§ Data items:
-- Begin --
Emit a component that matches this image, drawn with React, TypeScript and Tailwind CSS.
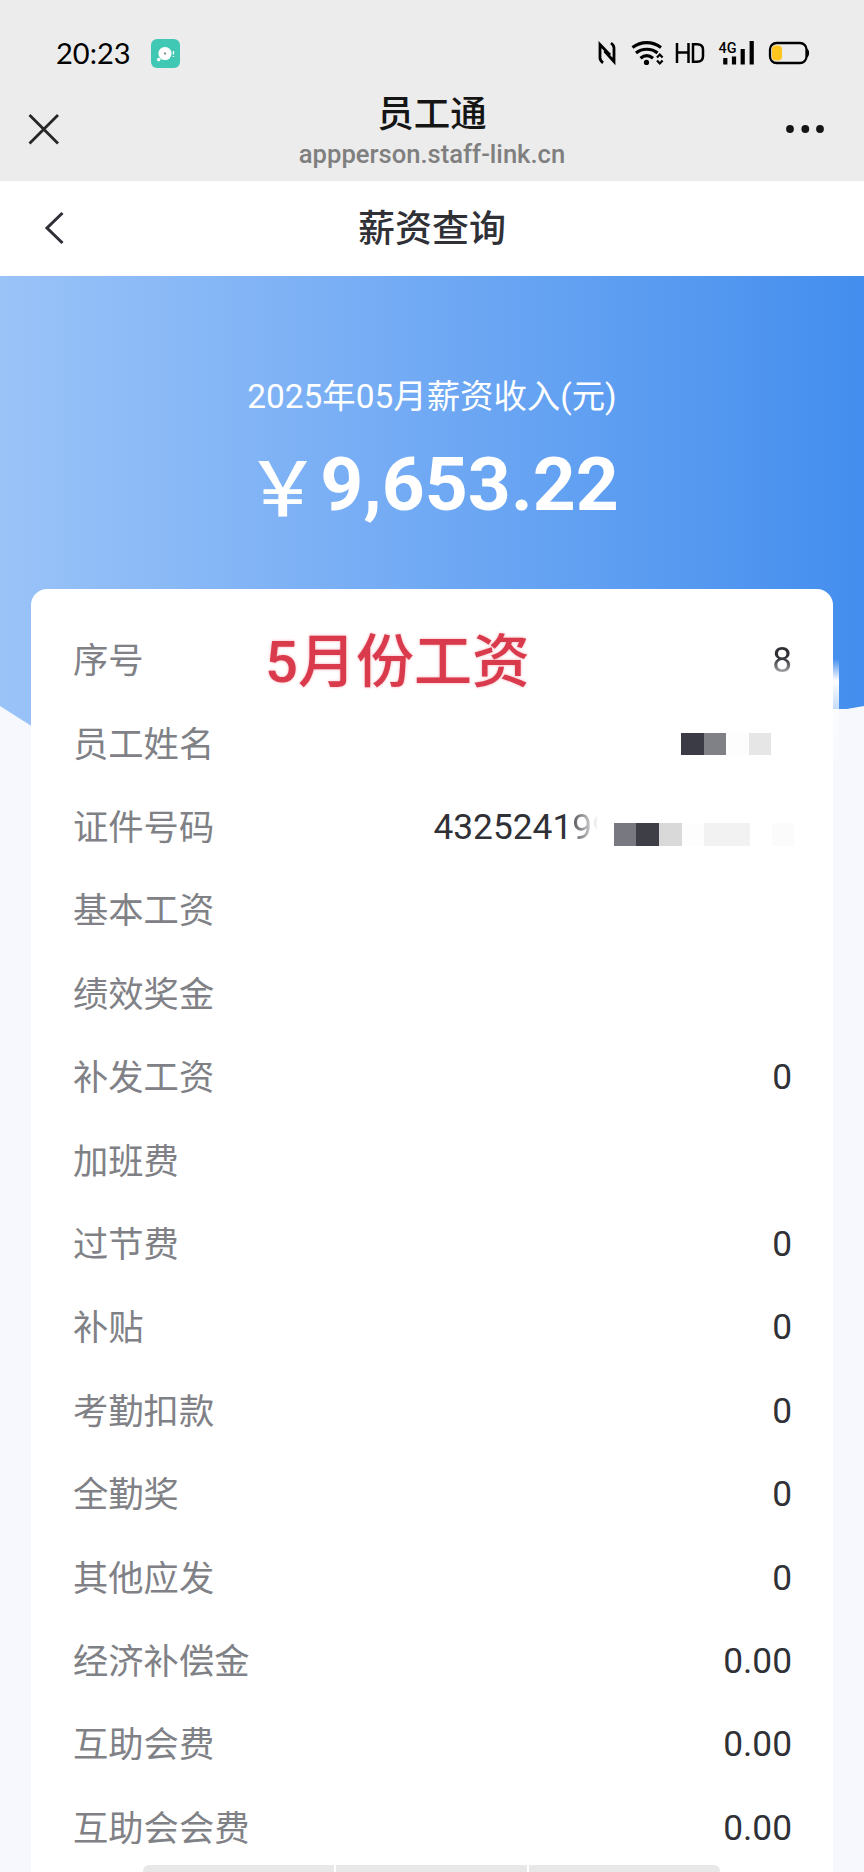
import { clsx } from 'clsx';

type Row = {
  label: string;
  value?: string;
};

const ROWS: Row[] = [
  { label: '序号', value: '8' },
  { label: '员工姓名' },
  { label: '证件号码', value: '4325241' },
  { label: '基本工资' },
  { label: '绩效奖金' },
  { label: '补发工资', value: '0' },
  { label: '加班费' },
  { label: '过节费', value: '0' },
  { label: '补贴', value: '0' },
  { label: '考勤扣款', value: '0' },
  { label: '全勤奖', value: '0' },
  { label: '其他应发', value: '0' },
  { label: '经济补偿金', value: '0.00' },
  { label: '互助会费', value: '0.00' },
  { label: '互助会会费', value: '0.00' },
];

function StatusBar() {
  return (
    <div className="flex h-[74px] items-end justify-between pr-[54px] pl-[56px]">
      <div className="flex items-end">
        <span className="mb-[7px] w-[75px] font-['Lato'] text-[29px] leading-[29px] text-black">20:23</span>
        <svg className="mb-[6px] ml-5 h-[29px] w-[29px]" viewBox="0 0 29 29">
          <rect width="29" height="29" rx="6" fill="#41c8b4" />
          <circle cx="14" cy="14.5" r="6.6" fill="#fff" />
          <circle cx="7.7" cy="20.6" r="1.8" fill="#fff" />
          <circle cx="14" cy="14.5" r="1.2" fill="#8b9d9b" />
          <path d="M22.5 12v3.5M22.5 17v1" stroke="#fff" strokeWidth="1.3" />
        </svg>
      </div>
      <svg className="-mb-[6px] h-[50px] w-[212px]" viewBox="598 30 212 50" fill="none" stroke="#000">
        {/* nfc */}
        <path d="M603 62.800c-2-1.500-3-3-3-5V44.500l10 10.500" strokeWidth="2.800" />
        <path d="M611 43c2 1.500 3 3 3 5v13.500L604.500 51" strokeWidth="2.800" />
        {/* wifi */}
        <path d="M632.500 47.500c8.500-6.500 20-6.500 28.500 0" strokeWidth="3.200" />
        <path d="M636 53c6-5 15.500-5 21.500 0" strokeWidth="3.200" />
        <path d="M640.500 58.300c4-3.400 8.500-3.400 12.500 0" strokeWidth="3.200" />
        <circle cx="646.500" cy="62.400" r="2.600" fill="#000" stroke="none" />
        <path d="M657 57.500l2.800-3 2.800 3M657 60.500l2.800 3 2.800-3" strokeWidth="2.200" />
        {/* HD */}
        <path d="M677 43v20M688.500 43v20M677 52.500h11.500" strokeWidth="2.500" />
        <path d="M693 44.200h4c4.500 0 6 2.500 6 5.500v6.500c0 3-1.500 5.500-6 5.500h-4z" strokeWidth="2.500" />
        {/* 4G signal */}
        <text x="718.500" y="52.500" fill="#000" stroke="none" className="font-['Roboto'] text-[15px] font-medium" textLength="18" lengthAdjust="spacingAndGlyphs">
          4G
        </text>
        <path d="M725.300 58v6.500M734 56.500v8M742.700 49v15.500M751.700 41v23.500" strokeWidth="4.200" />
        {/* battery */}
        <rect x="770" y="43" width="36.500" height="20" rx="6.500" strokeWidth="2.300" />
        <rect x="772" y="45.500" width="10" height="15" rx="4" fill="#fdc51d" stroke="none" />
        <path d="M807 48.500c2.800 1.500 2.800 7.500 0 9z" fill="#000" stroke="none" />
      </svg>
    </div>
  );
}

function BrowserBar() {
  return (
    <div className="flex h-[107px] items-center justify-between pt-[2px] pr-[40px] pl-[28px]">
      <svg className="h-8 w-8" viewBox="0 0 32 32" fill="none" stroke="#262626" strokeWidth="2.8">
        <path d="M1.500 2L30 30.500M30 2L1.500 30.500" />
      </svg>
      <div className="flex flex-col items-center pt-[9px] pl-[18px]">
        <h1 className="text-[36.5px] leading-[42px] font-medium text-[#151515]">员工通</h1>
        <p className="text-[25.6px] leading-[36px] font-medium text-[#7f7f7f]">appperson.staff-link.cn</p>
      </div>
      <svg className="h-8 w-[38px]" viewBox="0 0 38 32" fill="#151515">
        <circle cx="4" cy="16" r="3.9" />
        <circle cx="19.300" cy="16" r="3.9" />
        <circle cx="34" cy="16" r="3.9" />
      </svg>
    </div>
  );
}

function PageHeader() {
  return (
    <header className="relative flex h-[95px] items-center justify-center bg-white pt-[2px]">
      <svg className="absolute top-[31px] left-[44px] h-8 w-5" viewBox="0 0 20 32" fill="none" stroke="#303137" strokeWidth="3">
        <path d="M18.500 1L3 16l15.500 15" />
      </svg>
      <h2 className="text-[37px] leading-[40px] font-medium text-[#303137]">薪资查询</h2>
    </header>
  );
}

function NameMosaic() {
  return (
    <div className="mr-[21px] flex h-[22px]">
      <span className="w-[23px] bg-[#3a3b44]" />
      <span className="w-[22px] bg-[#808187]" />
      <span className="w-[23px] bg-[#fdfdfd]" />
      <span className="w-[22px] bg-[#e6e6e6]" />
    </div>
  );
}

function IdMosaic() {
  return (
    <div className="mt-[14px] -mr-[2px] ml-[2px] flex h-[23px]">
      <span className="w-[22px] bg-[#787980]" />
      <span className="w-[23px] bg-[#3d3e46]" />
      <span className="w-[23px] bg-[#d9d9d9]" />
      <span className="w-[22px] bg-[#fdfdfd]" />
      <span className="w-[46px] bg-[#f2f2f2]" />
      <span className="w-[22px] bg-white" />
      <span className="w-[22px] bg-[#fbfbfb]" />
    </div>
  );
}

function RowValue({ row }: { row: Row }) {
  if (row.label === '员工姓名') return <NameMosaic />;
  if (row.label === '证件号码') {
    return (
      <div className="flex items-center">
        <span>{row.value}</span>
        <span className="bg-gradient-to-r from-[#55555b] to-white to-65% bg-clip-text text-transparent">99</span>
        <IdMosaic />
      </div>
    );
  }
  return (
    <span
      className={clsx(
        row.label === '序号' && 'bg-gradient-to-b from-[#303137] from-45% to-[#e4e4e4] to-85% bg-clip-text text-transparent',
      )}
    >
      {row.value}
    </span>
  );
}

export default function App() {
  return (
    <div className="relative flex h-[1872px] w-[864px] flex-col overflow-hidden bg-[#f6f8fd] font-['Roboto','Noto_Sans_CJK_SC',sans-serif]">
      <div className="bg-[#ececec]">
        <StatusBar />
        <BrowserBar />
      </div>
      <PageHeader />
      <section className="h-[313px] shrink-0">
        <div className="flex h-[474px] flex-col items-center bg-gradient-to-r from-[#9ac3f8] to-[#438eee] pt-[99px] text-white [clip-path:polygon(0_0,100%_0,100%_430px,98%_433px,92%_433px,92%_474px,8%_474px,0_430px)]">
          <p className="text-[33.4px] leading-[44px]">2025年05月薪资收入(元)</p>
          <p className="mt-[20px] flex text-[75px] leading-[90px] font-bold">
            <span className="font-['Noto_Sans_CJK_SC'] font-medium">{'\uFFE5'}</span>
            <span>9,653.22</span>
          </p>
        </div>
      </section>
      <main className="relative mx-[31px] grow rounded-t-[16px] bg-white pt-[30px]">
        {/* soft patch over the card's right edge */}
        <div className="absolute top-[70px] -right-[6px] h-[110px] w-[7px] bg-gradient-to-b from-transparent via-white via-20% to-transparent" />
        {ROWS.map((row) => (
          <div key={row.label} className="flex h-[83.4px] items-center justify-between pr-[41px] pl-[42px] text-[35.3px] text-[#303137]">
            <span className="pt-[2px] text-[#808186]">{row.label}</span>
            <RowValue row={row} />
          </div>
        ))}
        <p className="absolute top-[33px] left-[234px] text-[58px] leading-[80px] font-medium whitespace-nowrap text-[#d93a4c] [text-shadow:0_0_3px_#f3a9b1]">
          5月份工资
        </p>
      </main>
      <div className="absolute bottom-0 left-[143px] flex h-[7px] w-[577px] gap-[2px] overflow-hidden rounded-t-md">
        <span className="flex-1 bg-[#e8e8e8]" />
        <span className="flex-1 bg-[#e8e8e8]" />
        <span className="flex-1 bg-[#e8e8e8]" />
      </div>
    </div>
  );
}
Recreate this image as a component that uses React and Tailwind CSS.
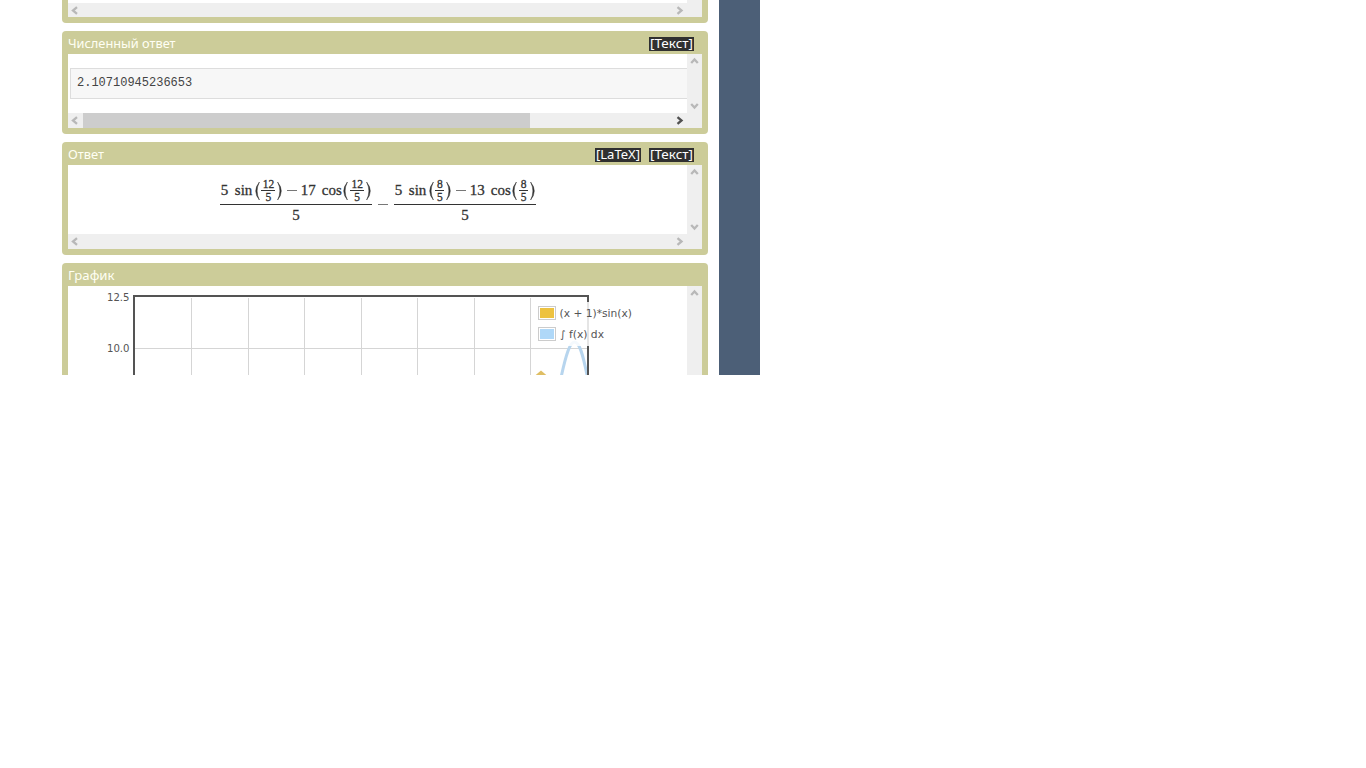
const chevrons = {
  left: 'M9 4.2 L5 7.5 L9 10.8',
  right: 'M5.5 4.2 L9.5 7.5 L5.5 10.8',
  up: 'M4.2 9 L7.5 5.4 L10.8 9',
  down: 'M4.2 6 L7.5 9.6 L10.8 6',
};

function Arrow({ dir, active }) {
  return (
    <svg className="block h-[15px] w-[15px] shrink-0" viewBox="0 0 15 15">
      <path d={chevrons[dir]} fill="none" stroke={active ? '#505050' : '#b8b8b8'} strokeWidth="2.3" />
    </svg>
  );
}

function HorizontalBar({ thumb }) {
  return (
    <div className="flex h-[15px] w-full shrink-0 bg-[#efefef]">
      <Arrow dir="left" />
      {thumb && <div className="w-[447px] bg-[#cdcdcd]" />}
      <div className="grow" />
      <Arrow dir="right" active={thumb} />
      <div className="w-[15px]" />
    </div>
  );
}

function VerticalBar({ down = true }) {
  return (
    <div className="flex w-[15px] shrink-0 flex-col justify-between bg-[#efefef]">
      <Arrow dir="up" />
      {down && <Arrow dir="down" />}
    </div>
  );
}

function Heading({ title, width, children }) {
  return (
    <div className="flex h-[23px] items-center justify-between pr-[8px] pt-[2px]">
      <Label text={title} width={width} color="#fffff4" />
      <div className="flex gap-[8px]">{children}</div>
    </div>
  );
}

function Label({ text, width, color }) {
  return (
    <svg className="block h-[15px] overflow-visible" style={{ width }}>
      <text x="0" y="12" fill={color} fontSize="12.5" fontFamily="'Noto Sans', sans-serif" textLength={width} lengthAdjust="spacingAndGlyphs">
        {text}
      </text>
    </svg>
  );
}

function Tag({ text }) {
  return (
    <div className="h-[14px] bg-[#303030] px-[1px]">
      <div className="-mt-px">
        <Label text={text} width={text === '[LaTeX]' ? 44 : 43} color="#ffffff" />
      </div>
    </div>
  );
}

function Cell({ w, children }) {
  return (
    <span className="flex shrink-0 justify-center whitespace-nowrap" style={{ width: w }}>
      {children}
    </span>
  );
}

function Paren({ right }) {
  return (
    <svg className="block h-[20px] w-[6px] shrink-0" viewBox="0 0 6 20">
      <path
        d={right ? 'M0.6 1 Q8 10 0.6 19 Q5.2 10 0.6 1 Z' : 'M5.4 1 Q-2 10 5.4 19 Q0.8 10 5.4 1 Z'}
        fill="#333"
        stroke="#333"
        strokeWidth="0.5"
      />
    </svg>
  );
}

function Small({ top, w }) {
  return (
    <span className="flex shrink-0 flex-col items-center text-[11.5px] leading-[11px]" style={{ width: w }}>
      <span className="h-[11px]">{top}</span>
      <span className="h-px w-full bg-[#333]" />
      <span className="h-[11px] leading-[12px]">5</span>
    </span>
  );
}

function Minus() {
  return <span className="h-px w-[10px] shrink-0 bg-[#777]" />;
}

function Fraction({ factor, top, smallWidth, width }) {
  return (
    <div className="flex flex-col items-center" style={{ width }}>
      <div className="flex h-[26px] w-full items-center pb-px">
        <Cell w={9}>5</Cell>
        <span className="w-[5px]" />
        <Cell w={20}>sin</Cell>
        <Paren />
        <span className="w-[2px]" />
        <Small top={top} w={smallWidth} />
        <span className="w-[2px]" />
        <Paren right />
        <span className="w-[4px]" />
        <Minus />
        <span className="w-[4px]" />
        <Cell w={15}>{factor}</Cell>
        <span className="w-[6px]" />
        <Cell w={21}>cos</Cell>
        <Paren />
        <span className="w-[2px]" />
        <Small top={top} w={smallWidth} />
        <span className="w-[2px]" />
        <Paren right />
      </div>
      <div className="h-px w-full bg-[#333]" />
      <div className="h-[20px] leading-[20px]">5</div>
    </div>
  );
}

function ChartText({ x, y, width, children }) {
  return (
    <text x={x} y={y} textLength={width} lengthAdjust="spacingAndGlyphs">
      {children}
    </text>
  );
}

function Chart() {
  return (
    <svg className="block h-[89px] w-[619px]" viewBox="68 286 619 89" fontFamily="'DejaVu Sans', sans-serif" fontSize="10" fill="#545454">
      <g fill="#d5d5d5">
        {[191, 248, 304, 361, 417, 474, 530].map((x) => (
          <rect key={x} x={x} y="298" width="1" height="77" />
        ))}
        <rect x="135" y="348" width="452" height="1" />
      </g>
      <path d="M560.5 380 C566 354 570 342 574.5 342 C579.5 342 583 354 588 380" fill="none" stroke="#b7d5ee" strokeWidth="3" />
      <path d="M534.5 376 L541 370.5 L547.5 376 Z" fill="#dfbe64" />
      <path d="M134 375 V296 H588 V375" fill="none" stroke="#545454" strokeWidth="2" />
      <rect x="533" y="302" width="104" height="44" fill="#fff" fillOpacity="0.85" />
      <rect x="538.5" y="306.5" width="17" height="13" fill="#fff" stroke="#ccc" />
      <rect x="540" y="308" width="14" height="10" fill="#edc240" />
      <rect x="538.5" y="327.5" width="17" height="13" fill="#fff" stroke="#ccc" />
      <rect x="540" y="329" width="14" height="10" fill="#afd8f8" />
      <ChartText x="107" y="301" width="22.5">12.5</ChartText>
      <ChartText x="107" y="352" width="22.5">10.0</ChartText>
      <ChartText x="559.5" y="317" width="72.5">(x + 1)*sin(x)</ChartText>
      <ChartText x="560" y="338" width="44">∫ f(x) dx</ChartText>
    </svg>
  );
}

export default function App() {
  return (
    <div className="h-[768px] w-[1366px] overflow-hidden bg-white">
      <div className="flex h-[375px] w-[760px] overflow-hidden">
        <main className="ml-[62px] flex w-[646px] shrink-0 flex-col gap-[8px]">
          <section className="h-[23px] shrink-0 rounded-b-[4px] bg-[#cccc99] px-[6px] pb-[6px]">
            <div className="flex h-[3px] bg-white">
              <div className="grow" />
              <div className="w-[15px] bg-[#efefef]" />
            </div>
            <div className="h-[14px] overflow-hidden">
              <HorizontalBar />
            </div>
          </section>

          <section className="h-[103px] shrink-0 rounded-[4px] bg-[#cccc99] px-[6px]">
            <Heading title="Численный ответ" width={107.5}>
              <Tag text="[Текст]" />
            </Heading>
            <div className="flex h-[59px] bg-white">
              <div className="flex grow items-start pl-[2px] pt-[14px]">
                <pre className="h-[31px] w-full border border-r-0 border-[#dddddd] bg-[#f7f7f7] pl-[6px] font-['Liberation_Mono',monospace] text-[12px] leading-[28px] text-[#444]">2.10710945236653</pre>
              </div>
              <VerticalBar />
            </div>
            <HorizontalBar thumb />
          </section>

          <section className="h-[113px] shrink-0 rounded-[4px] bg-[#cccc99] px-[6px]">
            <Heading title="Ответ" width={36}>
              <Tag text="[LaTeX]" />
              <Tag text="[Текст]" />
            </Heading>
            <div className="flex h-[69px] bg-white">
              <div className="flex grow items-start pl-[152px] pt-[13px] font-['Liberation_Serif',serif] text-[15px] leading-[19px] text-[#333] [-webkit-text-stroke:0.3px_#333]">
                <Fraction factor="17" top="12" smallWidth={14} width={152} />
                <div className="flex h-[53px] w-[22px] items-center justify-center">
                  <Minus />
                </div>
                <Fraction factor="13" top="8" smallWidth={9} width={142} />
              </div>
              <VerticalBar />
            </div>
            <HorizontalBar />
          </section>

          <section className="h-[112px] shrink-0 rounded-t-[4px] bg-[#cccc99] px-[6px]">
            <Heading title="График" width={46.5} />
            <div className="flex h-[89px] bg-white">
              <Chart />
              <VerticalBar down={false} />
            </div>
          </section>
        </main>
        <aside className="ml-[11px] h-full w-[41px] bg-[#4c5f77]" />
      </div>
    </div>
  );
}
-- End --
§ EXERCISE DESCRIPTION: Within the entries above, work out how many lines contain the word "component". The number alone is the answer.

§ SOLVED PROBLEM: 2